The SEC hasn’t yet ruled on Idacorp’s exclusion request. Idacorp didn’t respond to a request for comment.
Michael Passoff, CEO of Proxy Impact, a socially responsible investor advisory firm, said he also sought stronger climate commitments in his proposal to Idacorp after the SEC’s policy change.
In years past, the SEC would deem a company simply providing “a report” on climate goals as sufficient to meet shareholder demands.
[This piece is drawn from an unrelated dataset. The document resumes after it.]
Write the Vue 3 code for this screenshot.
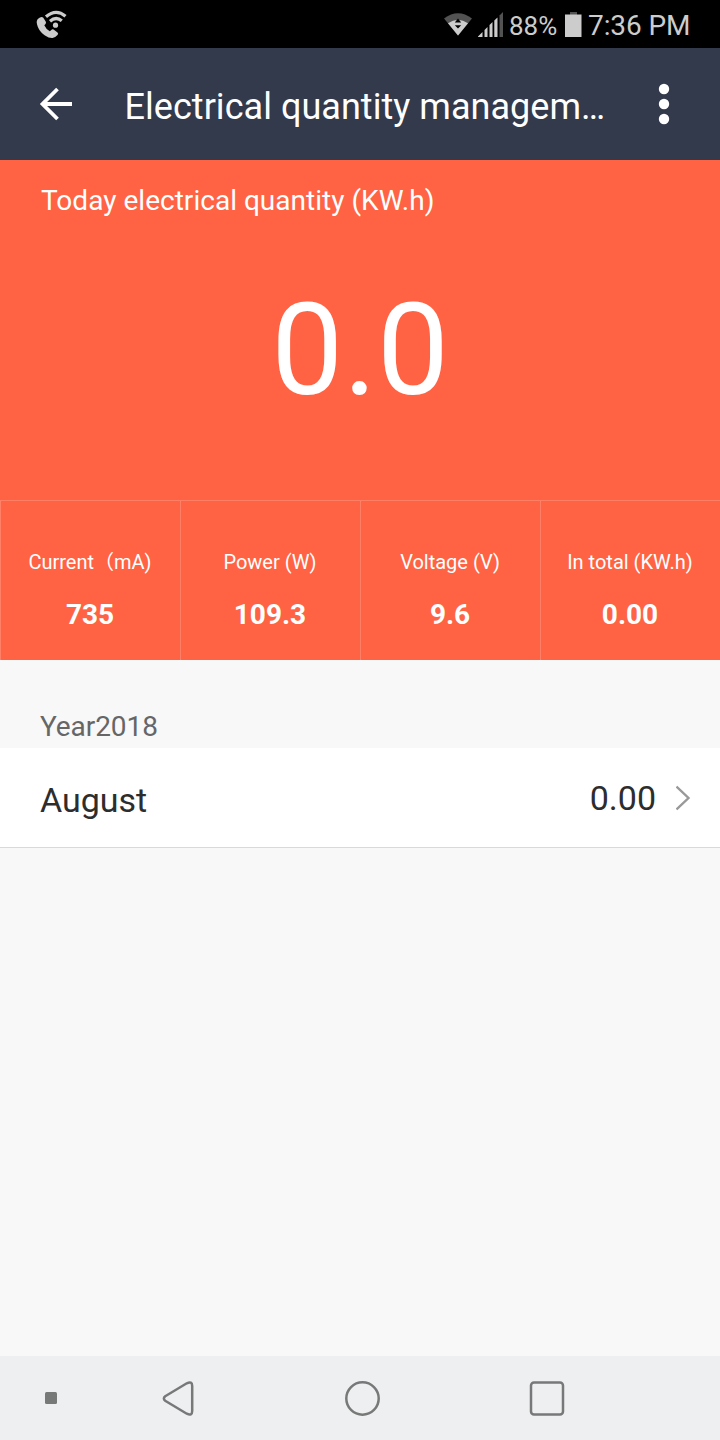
<script setup>
const stats = [
  { label: 'Current（mA)', value: '735' },
  { label: 'Power (W)', value: '109.3' },
  { label: 'Voltage (V)', value: '9.6' },
  { label: 'In total (KW.h)', value: '0.00' },
]
const months = [{ name: 'August', total: '0.00' }]
</script>

<template>
  <div class="screen">
    <div class="status">
      <svg class="call" width="32" height="30" viewBox="0 0 32 30">
        <path d="M4 7.500 Q0.500 9 0.700 12.500 C1.500 18 4.500 22.500 9 25.500 Q13 28.200 16.500 28 Q19 27.800 21.500 25 Q22.800 23.600 21.500 22.500 L17.600 19.600 Q16.300 18.900 15.300 19.900 L13.800 21.200 Q9.700 18.700 8.300 15.200 L9.500 14 Q10.500 12.800 9.700 11.600 L7.300 7.700 Q5.900 6.300 4 7.500 Z" fill="#ccc" />
        <path d="M10 6.800 Q20 -1.800 29.500 6.300" fill="none" stroke="#ccc" stroke-width="3.200" />
        <path d="M14 11.300 Q20 6 25.800 10.800" fill="none" stroke="#ccc" stroke-width="3.200" />
        <circle cx="19.500" cy="15.200" r="2.600" fill="#ccc" />
      </svg>
      <svg class="wifi" width="28" height="23" viewBox="0 0 28 23">
        <path d="M0 5.500 Q14 -5 28 5.500 L14 22.500 Z" fill="#525252" />
        <path d="M4 10.300 Q14 3 24 10.300 L14 22.500 Z" fill="#ccc" />
        <path d="M14 5.500 L17.200 9.600 H10.800 Z M14 15.600 L17.200 12.200 H10.800 Z" fill="#000" />
      </svg>
      <svg class="signal" width="26" height="25" viewBox="0 0 26 25">
        <path d="M0 25 V24.500 L4.500 20 V25 Z M6.500 25 V18 L9.500 15 V25 Z M11.500 25 V13 L14.500 10 V25 Z M16.300 25 V8.500 L19.500 5.500 V25 Z" fill="#ccc" />
        <path d="M21.500 25 V3.500 L25 0 V25 Z" fill="#525252" />
      </svg>
      <span class="percent">88%</span>
      <svg class="battery" width="17" height="25" viewBox="0 0 17 25">
        <rect x="5" width="7" height="3" fill="#525252" />
        <rect y="2.500" width="16.500" height="22.500" fill="#ccc" />
      </svg>
      <span class="time">7:36 PM</span>
    </div>

    <header class="bar">
      <svg class="back" width="34" height="34" viewBox="0 0 34 34">
        <path d="M33 17 H4 M18.500 2 L3.500 17 L18.500 32" fill="none" stroke="#fff" stroke-width="3.800" />
      </svg>
      <h1 class="title">Electrical quantity managem…</h1>
      <svg class="more" width="12" height="42" viewBox="0 0 12 42">
        <circle cx="6" cy="6" r="5.200" fill="#fff" />
        <circle cx="6" cy="21" r="5.200" fill="#fff" />
        <circle cx="6" cy="36" r="5.200" fill="#fff" />
      </svg>
    </header>

    <section class="today">
      <div class="caption">Today electrical quantity (KW.h)</div>
      <div class="reading">0.0</div>
    </section>

    <section class="stats">
      <div v-for="s in stats" :key="s.label" class="stat">
        <div class="label">{{ s.label }}</div>
        <div class="value">{{ s.value }}</div>
      </div>
    </section>

    <div class="year">Year2018</div>
    <div v-for="m in months" :key="m.name" class="month">
      <span class="name">{{ m.name }}</span>
      <span class="total">{{ m.total }}</span>
      <svg class="chevron" width="16" height="26" viewBox="0 0 16 26">
        <path d="M0.500 1.500 L12.500 13 L0.500 24.500" fill="none" stroke="#999" stroke-width="2.400" />
      </svg>
    </div>

    <nav class="nav">
      <svg width="720" height="84" viewBox="0 0 720 84" fill="none" stroke="#777978" stroke-width="2.500">
        <rect x="45" y="36" width="12" height="12" rx="1.500" fill="#777978" stroke="none" />
        <path d="M165.200 40.300 L186.800 27.300 Q192.200 24.800 192.200 30 V55 Q192.200 60.200 186.800 57.700 L165.200 44.700 Q162.500 42.500 165.200 40.300 Z" />
        <circle cx="362.500" cy="42.500" r="16.200" />
        <rect x="531" y="26.500" width="32" height="32" rx="3" />
      </svg>
    </nav>
  </div>
</template>

<style>
body {
  margin: 0;
}
</style>

<style scoped>
.screen {
  width: 720px;
  height: 1440px;
  display: flex;
  flex-direction: column;
  overflow: hidden;
  background: #f8f8f8;
  font-family: Roboto, "Noto Sans CJK SC", sans-serif;
  color: #fff;
}
svg {
  display: block;
  flex: none;
}
.status {
  height: 48px;
  flex: none;
  box-sizing: border-box;
  padding: 0 29px 0 36px;
  display: flex;
  align-items: flex-start;
  background: #000;
  color: #ccc;
  white-space: nowrap;
}
.call {
  margin-top: 10px;
}
.wifi {
  margin: 13px 6px 0 auto;
}
.signal {
  margin-top: 12px;
}
.percent {
  width: 56px;
  margin-left: 5px;
  font-size: 26px;
  line-height: 52px;
}
.battery {
  margin-top: 12px;
}
.time {
  width: 103px;
  margin-left: 6px;
  font-size: 28px;
  line-height: 52px;
  letter-spacing: -0.100px;
}
.bar {
  height: 112px;
  flex: none;
  box-sizing: border-box;
  padding: 0 50px 0 39px;
  display: flex;
  align-items: center;
  background: #323a4b;
}
.title {
  width: 490px;
  margin: 6px 0 0 51.500px;
  font-size: 36px;
  font-weight: 400;
  line-height: 48px;
  letter-spacing: 0.040px;
  white-space: nowrap;
}
.more {
  margin-left: auto;
}
.today {
  height: 340px;
  flex: none;
  background: #ff6344;
}
.caption {
  padding: 21px 0 0 41px;
  font-size: 28px;
  line-height: 40px;
  letter-spacing: 0.020px;
}
.reading {
  margin-top: 54px;
  font-size: 128px;
  line-height: 150px;
  text-align: center;
}
.stats {
  height: 160px;
  flex: none;
  display: grid;
  grid-template-columns: repeat(4, 1fr);
  background: #ff6344;
}
.stat {
  padding-right: 1px;
  border-top: 1px solid #ff8067;
  border-left: 1px solid #ff8067;
  text-align: center;
  white-space: nowrap;
}
.label {
  margin-top: 46px;
  height: 30px;
  font-size: 20px;
  line-height: 30px;
}
.value {
  margin-top: 18px;
  font-size: 28px;
  font-weight: 700;
  line-height: 40px;
}
.year {
  height: 88px;
  flex: none;
  box-sizing: border-box;
  padding: 47px 0 0 40px;
  font-size: 28px;
  line-height: 40px;
  letter-spacing: -0.080px;
  color: #666;
}
.month {
  height: 100px;
  flex: none;
  box-sizing: border-box;
  padding: 0 28px 0 40px;
  display: flex;
  align-items: center;
  background: #fff;
  border-bottom: 1px solid #d9d9d9;
  font-size: 34px;
  color: #2d2d2d;
}
.name {
  margin-top: 5px;
}
.total {
  margin-left: auto;
}
.chevron {
  margin-left: 20px;
}
.nav {
  height: 84px;
  margin-top: auto;
  background: #eeeff1;
}
</style>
The agency didn’t want to “arbitrate whose science is right,” Passoff said.
Passoff said Biden administration policies are friendlier to more specific climate resolutions.
Past SEC policy allowed companies to omit more specific greenhouse gas reduction proposals under “ordinary business” exclusions, Welsh said.
While favorable votes on proxy proposals generally aren’t legally binding, the SEC has said they can persuade corporate leaders to take action.
Activist shareholders have been encouraged by higher vote percentages than in past years, more attention to ESG issues by investors and a less burdensome process to get measures onto ballots created by SEC policy changes, Lewis said.
“Fewer proposals are being excluded this year than in prior years, and I think it’s a combination of a few reversals but also shareholders adjusting to newer, clearer rules,” Lewis said.
Companies are also changing their tactics by focusing on whether proposals are so specific that they limit management discretion on how to accomplish the goals proponents seek, DeLuca said.
It’s hard to see exactly where the SEC draws the line, as it has issued few determinations on those “micromanagement” arguments so far, she said.
The SEC is expected to issue dozens more no-action decisions as the 2022 proxy season hits its stride in the coming weeks.
Although SEC policy has shifted, the proxy votes themselves will be the true test of investor sentiment—and a potential lightning rod for investors activism if companies fail to act on them, Zaba said.
“A lack of responsiveness can have substantial consequences” through investors withholding votes or voting against board directors in the following year, Zaba said.